Tags
Camilla, Consort definition, Gladys, Queen Camilla, Queen Consort Camilla, Queen Gladys, Roald Dahl
The UK press is struggling with how to refer to the wife of King Charles III. Her first name is Camilla; the rest of her name is confusing. Many still refer to her as Camilla Parker Bowles, the surname coming from her earlier 1973 marriage to Andrew Parker Bowles from whom she was divorced in 1995. She continued to use the unhyphenated Parker Bowles surname until her marriage to Prince Charles in 2005 whereupon she became the Duchess of Cornwall, acquiring the title from one of Charles’ many titles. But, Duchess of Cornwall is a title, not a surname and, when a surname was required, the British press continued to use the Parker Bowles family name. Why she didn’t become Camilla Mountbatten-Windsor (perhaps she disliked the hyphen?) is a mystery to me but I’ve no doubt there is an antiquated law somewhere that says a divorced woman who marries a royal personage cannot adopt the royal personage’s surname?
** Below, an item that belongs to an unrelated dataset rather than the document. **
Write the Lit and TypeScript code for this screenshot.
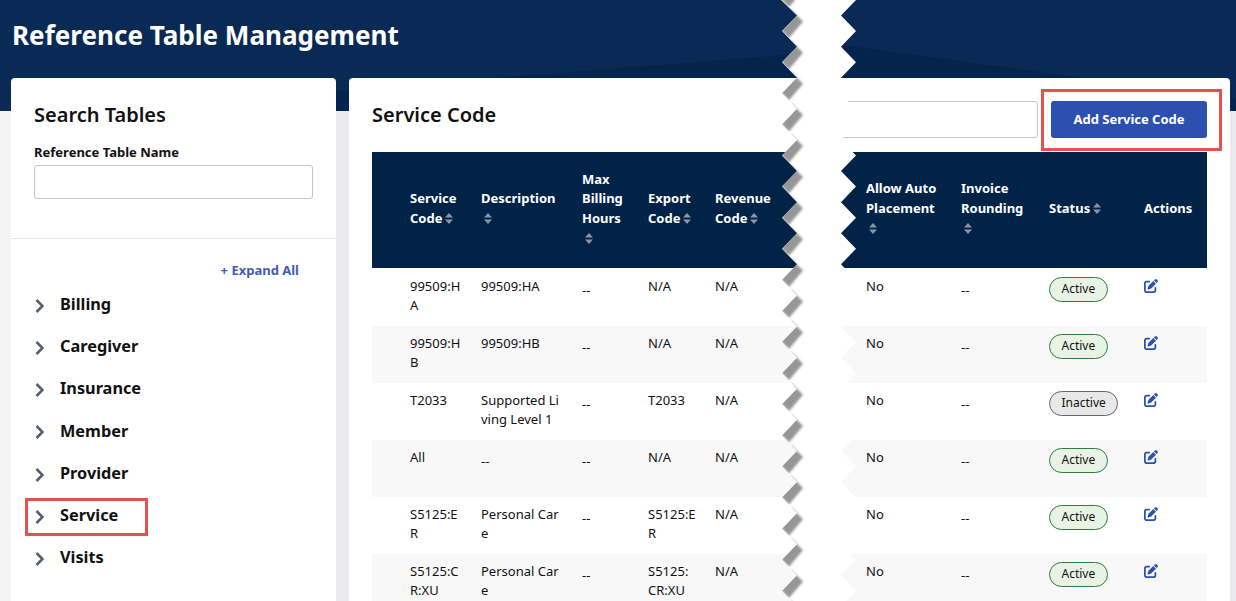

Back to Camilla. When, Charles became King last year, Camilla was upgraded from being a duchess to becoming the Queen Consort of the United Kingdom and questions were asked about whether she would become Queen if she outlives Charles. The answer is no. A female consort is someone who marries a reigning monarch whereas a queen is an inherited title. Prince Philip was a male consort to Queen Elizabeth, as was Prince Albert to Queen Victoria. Neither could ever become a monarch if they outlived their partner. A Queen and a Queen Consort are as different as chalk and cheese. (Question: why wasn’t Prince Philip known as King Consort Philip? Google it. The answer may surprise you.) So now to the point of this blog.
I have noticed recently that The Times has taken to dropping the word consort when referring to Camilla by her title. She is simply referred to as Queen. But confusion reigns in other UK newspapers. Yesterday, Camilla weighed in against the editors at Puffin Books for sanitising Roald Dahl’s books for children. Here’s how today’s front pages refer to her intervention both in headline and in the first in-text reference.
Daily Telegraph
Headline: Queen
Text: Queen
Daily Mail
Headline: Camilla
Text: Queen Consort
Daily Express
Headline: Queen
Text: Queen
I
Headline: Camilla
Text: ?
Those papers that opted to relegate Camilla’s opinion to the inside pages also reflected confusion. Here is a sample from three other newspapers:
The Times
Headline: Camilla
Text: Queen
The Independent
Headline: Queen Consort
Text: Queen Consort
The Guardian
Headline: Camilla
Text: Camilla, the Queen Consort
Final score:
So, there you have it. If I was an editor of a UK newspaper, I wouldn’t use any of Camilla, Queen or Queen Consort. I would always refer to the lady as Queen Gladys Consort or, more simply, just plain old Gladys. It has a nice homely ring to it and Charles liked that name.
Footnote.
Like Gladys, I too am puzzled by the Puffin editors’ so-called sanitisation of Dahl’s classic stories. Why do so? At the time the stories were written (1960s through 1980s), fat people were called fat, ugly people were called ugly, a group of people who were all men were called men, women worked as cashiers and typists (and still do), and artistic licence allowed earthworms to have pink skin. It’s madness to replace these descriptions with sanitised ‘woke’ inoffensive versions. Who would benefit from such bland offerings?
I question also the legality of making such changes. Consider repainting the smile of Mona Lisa because someone somewhere says they find it enigmatic and therefore worrying, or chipping off the very exposed male genitals in the blatantly sexual legs-apart sculpture known as Barberini Faun, Sleeping Drunken Satyr, or applying black tape** to cover up exposed breasts and genitals in Helmut Newton’s photographs of nude women, or…
But, if the Puffin editors have started a trend that will continue with other literary works, I look forward to the sanitised version of the Bible. Boy oh boy, there is so much in that book that offends – murder, rape, misogyny, violence, sexist, racism, incest, slavery, mutilation, homophobia, death by stoning and crucifixion, immaculate conception and virgin birth, mythical beings who ‘must be obeyed’, … the list is never ending. I would volunteer to be part of the team assembled to sanitise the Bible!
** I apologise to anyone offended by my use of the adjective black to describe the colour of the tape. I meant to use nontransparent or darkened or even dusky (dangerous, that one; connations of nubile maidens) but then I thought, leave as is, live dangerously. So, the tape remains black.